Specifically, the report predicts total silver supply this year will exceed 32,000 tons, not enough to match the more than 34,000 tons of silver demanded projected, leaving a market deficit of around 2,220 tons.
As an aside, the Silver Institute notes that the accelerating demand for electronic vehicles (EVs) and autonomous vehicles should serve as a long-term boost for silver demand. The 2022 survey said the shift to EVs has resulted in "growing demand for silver-coated or silver-alloy wires, that provide high-frequency transmission of big data" used in today's high-tech automobiles.

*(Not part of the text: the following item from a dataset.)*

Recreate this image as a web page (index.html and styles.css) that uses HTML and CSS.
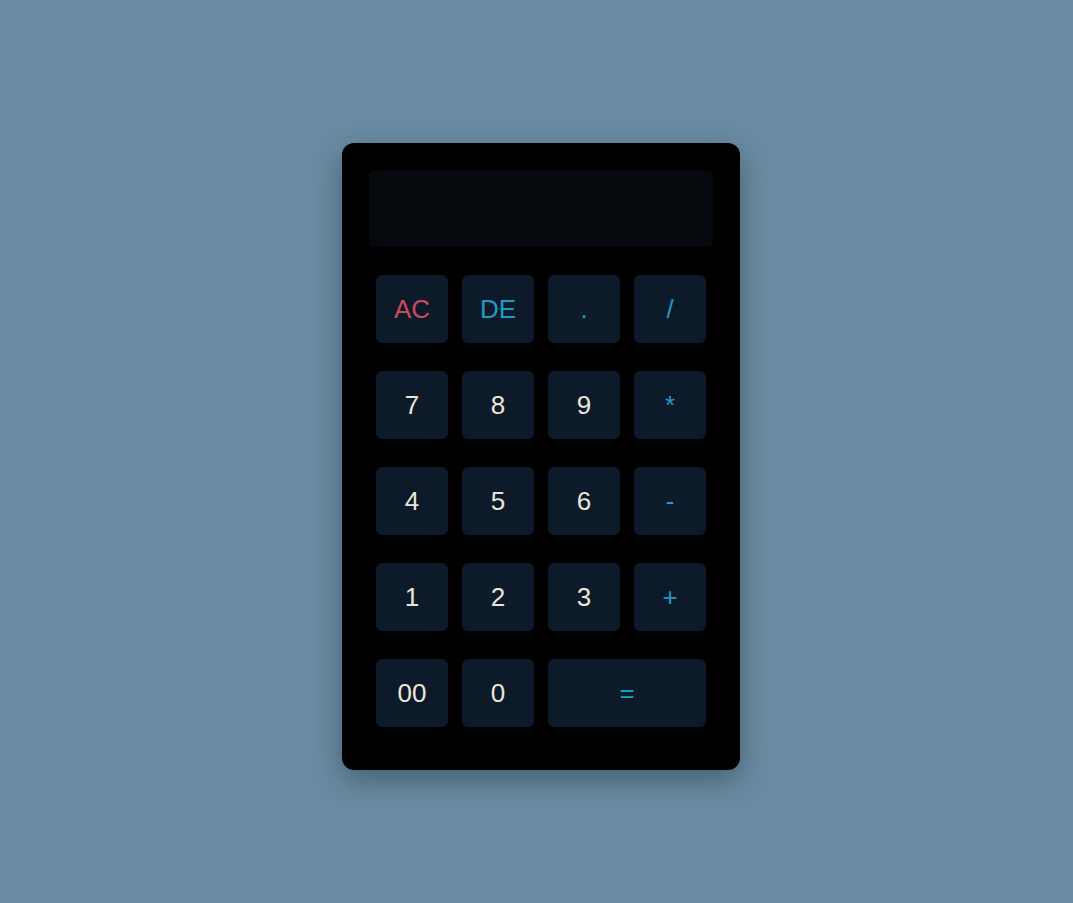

On the supply side, London Bullion Market Association (LBMA) vaults now hold less than a billion ounces, which amounts to a 15% loss from a year ago and the lowest since December 2016 (and immediately prior to the launch of a 17% rally in silver prices in the four months that followed).
Putting all the pieces together, silver's outlook is as positive as it has been in recent memory. Accordingly, I'm moving to add a new position in our favorite silver-tracking ETF.
My favorite silver-tracking fund, the iShares Silver ETF (SLV), has shown some notable technical improvement in the last several days. SLV is back above its 25-day line after spending the better part of the last four months under it.
The fund is still under the more psychologically significant 50-day line, but with short interest factors in silver's favor, the odds favor SLV eventually getting back above this key trend line. Accordingly, investors who don't mind the volatility risk associated with buying near a major low can purchase a conservative position in SLV.